===== SOURCE EXCERPT =====

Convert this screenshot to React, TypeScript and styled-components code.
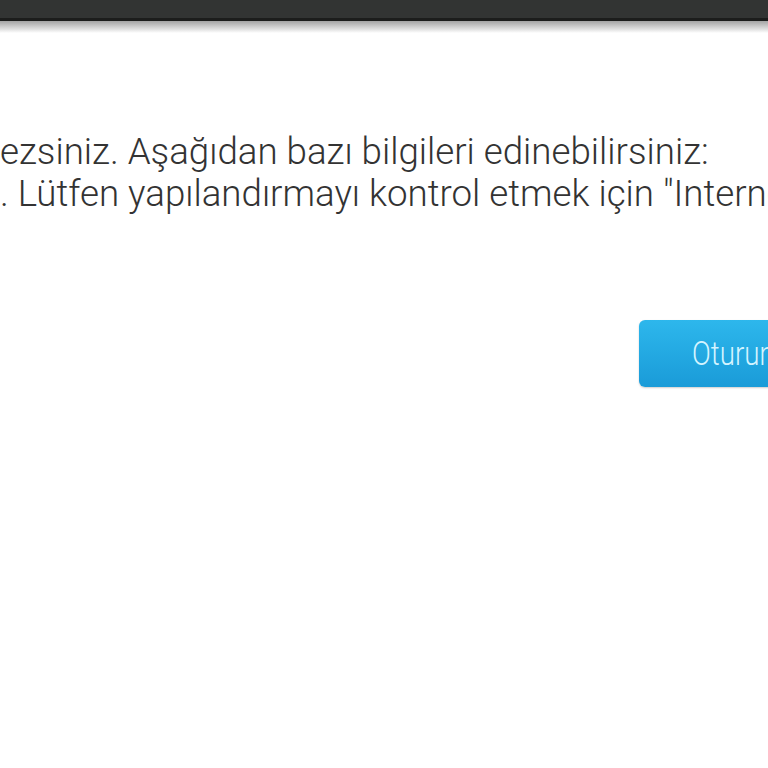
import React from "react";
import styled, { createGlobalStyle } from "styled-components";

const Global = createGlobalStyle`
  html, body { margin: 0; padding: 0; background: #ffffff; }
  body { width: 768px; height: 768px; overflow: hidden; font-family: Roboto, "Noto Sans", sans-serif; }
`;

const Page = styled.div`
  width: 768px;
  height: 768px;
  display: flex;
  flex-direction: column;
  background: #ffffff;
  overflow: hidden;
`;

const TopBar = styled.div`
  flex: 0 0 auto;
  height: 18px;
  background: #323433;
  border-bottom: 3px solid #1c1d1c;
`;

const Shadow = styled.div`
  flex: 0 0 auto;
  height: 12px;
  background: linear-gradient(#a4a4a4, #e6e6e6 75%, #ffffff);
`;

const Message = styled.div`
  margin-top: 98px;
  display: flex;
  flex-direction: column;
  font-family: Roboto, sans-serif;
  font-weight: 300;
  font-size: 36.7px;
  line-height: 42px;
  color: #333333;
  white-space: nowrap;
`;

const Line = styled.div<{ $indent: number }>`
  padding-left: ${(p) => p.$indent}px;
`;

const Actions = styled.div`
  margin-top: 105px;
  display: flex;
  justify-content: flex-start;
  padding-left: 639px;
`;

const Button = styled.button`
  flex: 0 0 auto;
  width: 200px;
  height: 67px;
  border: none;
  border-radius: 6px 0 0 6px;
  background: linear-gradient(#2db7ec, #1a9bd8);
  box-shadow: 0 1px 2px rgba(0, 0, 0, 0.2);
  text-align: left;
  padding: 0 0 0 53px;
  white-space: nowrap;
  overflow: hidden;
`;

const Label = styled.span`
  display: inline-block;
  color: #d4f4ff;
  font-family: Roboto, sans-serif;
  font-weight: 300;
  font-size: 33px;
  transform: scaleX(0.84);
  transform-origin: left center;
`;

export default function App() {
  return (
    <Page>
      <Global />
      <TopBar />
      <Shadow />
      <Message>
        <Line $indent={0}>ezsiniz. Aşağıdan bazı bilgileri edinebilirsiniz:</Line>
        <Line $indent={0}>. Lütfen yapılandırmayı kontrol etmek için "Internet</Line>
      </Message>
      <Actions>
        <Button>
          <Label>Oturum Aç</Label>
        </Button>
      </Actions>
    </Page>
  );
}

=====

Identify the lines of the data that contain the word "styled". Copy each of them.

Convert this screenshot to React, TypeScript and styled-components code.
import styled, { createGlobalStyle } from "styled-components";
const Page = styled.div`
const TopBar = styled.div`
const Shadow = styled.div`
const Message = styled.div`
const Line = styled.div<{ $indent: number }>`
const Actions = styled.div`
const Button = styled.button`
const Label = styled.span`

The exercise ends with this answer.